TASK PROMPT: The lines below are to be quoted exactly, from the first through the one that contains "const [search, setSearch]".

STORED DATA:
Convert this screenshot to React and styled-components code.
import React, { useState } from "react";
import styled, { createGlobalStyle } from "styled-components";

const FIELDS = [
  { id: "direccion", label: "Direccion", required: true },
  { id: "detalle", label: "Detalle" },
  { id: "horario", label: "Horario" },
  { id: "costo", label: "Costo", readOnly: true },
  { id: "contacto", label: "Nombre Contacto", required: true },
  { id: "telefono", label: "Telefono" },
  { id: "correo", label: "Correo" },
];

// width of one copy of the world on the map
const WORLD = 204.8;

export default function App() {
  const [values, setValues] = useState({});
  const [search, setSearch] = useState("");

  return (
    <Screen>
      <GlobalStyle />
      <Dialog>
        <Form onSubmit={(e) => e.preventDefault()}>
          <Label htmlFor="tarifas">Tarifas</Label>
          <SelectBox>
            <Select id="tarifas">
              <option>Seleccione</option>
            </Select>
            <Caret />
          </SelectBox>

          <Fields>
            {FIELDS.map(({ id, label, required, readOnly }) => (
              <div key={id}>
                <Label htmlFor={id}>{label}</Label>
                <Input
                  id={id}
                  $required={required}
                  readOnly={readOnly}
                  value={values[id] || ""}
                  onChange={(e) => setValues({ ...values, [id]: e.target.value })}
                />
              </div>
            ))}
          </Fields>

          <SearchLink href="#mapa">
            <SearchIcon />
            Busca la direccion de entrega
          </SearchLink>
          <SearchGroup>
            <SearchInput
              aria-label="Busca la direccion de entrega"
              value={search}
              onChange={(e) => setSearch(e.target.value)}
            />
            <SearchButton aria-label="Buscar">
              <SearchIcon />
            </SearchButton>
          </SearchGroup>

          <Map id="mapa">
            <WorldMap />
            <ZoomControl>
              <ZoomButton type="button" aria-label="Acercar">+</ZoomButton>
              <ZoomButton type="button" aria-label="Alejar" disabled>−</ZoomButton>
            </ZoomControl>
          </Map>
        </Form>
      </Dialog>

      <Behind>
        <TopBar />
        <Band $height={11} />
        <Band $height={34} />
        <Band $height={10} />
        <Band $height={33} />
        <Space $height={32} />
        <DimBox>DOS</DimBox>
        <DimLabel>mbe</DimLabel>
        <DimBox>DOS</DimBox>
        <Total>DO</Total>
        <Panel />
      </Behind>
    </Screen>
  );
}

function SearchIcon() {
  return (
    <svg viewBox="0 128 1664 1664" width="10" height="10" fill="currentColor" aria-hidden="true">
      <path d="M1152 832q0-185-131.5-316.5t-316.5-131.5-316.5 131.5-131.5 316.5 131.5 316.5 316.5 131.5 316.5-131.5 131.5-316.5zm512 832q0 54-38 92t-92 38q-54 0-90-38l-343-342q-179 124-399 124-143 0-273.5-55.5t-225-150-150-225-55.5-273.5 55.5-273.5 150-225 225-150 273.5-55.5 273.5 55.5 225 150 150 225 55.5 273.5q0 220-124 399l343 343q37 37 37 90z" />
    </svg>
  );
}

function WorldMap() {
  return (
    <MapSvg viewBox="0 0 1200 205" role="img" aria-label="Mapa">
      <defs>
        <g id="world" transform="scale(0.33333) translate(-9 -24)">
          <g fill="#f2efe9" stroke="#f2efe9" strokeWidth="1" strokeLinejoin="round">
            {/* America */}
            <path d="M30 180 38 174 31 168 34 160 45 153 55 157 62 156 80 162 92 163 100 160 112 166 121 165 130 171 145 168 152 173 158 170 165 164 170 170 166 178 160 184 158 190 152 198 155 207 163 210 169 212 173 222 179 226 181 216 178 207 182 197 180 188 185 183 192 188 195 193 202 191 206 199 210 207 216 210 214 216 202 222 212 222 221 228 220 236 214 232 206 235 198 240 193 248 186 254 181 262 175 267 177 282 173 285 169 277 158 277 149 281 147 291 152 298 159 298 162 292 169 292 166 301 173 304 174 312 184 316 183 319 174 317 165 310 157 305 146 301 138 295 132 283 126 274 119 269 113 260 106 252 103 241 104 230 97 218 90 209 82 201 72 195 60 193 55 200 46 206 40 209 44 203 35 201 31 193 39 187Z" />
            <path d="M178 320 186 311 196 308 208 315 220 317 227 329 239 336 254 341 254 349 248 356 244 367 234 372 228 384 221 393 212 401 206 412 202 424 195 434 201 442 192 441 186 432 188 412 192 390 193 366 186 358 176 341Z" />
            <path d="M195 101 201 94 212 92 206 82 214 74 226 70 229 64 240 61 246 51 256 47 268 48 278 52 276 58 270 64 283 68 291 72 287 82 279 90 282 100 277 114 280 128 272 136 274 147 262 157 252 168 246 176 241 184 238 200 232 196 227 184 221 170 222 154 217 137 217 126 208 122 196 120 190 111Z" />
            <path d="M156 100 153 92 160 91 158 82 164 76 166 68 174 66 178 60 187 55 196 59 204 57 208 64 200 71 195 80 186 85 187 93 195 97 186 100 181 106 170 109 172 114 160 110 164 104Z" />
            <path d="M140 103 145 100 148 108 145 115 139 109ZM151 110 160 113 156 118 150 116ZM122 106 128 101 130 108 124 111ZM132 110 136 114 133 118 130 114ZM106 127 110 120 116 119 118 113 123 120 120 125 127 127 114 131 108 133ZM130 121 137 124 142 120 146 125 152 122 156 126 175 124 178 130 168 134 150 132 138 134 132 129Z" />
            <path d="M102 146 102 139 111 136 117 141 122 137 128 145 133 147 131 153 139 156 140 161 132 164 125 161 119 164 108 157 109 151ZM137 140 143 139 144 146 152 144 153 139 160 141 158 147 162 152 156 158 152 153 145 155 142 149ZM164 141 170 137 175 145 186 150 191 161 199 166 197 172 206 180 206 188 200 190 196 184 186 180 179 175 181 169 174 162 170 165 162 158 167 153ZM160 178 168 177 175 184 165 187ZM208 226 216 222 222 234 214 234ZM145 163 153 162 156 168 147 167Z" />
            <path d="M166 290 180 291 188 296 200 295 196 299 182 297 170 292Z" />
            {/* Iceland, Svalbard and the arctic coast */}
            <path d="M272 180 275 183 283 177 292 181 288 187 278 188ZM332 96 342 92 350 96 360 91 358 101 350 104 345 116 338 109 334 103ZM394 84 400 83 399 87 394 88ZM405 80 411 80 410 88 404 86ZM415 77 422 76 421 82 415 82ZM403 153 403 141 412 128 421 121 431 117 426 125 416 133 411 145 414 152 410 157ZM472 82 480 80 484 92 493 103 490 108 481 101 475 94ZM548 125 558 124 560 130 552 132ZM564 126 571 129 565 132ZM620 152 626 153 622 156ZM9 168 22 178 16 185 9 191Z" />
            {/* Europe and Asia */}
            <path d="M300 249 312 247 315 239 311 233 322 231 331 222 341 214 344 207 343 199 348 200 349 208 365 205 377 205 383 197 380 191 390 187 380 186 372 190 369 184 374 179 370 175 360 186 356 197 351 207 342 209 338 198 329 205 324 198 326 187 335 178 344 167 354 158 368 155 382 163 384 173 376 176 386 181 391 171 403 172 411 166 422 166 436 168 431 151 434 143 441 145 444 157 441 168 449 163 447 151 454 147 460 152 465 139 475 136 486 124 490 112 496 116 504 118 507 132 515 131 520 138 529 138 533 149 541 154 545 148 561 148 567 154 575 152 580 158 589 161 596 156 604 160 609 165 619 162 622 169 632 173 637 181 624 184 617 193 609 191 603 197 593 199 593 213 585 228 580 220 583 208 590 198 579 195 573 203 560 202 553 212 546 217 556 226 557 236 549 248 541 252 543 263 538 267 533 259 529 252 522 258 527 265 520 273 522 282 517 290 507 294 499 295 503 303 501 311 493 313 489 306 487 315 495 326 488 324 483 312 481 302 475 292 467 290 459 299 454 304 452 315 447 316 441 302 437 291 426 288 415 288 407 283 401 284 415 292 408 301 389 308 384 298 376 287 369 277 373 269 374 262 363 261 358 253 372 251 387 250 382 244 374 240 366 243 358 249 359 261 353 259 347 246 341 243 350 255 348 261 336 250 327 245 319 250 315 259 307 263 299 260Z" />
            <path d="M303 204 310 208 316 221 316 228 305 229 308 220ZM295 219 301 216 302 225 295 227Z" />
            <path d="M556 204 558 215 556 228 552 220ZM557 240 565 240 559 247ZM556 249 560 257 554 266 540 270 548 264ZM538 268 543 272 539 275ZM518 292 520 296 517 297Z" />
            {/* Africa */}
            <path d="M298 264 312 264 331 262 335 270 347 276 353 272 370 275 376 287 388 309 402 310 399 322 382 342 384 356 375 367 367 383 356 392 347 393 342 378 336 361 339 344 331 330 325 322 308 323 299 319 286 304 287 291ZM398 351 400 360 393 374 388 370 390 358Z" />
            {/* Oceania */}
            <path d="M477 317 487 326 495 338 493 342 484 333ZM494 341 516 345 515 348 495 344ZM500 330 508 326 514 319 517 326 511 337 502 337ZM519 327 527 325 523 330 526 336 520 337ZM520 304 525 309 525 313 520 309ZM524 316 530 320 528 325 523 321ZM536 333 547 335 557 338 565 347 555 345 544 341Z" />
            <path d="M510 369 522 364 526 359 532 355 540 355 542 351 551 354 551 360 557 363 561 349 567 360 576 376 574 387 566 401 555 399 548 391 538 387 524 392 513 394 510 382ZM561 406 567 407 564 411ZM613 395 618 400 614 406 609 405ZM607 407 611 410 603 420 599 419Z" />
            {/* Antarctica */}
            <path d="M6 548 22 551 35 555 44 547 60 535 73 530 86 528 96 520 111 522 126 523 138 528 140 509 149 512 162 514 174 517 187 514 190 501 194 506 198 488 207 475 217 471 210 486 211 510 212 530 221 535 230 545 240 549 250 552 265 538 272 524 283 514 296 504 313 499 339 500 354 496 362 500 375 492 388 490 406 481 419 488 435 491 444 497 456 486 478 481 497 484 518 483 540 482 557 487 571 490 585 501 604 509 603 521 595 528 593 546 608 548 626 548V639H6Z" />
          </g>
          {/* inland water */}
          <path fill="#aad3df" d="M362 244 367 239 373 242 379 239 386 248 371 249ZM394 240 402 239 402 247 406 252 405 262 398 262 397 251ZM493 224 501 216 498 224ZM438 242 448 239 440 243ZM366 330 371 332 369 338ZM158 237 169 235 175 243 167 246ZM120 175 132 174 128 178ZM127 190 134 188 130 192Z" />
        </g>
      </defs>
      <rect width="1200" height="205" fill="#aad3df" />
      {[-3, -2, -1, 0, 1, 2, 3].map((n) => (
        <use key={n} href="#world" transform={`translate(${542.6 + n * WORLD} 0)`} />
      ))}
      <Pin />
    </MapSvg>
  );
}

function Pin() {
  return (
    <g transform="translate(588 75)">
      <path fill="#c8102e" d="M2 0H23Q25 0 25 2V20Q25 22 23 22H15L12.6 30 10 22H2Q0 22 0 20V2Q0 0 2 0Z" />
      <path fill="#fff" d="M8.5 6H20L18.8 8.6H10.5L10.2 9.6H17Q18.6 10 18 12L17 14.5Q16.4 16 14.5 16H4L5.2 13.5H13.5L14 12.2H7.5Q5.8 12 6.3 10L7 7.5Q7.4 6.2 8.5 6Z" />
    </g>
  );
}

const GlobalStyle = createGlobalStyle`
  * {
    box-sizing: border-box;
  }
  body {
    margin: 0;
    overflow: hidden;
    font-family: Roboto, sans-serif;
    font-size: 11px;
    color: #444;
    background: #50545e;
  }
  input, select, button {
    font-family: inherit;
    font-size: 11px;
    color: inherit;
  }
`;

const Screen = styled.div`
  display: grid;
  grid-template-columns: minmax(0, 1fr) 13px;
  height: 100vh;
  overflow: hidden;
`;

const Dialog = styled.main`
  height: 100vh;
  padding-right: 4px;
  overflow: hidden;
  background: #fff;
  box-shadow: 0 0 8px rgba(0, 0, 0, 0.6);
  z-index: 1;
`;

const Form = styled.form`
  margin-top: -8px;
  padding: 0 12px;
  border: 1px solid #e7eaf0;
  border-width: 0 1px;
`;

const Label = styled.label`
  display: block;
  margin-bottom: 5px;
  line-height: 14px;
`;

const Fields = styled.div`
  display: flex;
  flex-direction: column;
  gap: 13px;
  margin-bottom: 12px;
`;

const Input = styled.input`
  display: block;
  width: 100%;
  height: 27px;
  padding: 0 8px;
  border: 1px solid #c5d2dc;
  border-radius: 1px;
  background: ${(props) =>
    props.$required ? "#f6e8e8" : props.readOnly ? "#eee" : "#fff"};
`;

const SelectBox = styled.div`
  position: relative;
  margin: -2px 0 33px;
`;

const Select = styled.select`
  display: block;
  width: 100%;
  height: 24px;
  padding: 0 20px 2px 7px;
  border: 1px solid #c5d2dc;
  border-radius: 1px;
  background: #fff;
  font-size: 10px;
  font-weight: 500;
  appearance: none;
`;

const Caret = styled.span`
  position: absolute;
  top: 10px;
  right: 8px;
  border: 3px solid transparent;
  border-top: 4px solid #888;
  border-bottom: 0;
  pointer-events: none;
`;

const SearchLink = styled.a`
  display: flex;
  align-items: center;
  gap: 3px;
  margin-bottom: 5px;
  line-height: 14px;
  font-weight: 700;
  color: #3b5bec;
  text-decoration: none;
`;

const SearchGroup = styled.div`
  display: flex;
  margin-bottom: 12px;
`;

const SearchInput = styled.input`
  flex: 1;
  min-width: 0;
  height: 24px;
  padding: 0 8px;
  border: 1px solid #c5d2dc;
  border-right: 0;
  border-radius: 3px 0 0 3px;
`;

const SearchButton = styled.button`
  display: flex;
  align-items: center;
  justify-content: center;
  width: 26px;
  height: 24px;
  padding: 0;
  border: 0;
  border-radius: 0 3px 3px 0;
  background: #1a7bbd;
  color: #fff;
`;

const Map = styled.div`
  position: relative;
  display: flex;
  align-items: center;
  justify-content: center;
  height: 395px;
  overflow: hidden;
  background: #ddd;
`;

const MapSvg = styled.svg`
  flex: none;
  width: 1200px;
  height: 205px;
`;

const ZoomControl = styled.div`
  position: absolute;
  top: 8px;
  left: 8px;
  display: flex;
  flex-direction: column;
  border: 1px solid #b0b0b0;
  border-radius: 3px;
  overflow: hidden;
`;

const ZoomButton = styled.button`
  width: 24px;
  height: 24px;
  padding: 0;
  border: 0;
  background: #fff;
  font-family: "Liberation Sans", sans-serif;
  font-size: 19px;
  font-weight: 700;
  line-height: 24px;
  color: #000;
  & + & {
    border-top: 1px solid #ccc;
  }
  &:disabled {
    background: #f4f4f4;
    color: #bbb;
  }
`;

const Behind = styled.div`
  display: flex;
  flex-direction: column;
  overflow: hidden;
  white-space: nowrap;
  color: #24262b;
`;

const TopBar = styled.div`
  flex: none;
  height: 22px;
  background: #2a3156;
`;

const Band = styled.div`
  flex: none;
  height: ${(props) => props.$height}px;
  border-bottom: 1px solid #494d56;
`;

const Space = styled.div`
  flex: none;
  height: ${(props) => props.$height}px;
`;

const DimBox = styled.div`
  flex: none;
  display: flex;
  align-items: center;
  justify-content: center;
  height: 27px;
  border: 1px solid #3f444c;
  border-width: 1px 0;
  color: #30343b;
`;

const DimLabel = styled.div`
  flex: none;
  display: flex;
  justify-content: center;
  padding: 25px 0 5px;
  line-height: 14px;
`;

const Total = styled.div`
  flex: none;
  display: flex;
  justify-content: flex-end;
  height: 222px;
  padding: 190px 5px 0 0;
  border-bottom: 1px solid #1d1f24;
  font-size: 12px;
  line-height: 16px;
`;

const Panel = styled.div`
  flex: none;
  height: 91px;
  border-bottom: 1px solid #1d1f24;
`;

SOLVED EXERCISE:
Convert this screenshot to React and styled-components code.
import React, { useState } from "react";
import styled, { createGlobalStyle } from "styled-components";

const FIELDS = [
  { id: "direccion", label: "Direccion", required: true },
  { id: "detalle", label: "Detalle" },
  { id: "horario", label: "Horario" },
  { id: "costo", label: "Costo", readOnly: true },
  { id: "contacto", label: "Nombre Contacto", required: true },
  { id: "telefono", label: "Telefono" },
  { id: "correo", label: "Correo" },
];

// width of one copy of the world on the map
const WORLD = 204.8;

export default function App() {
  const [values, setValues] = useState({});
  const [search, setSearch] = useState("");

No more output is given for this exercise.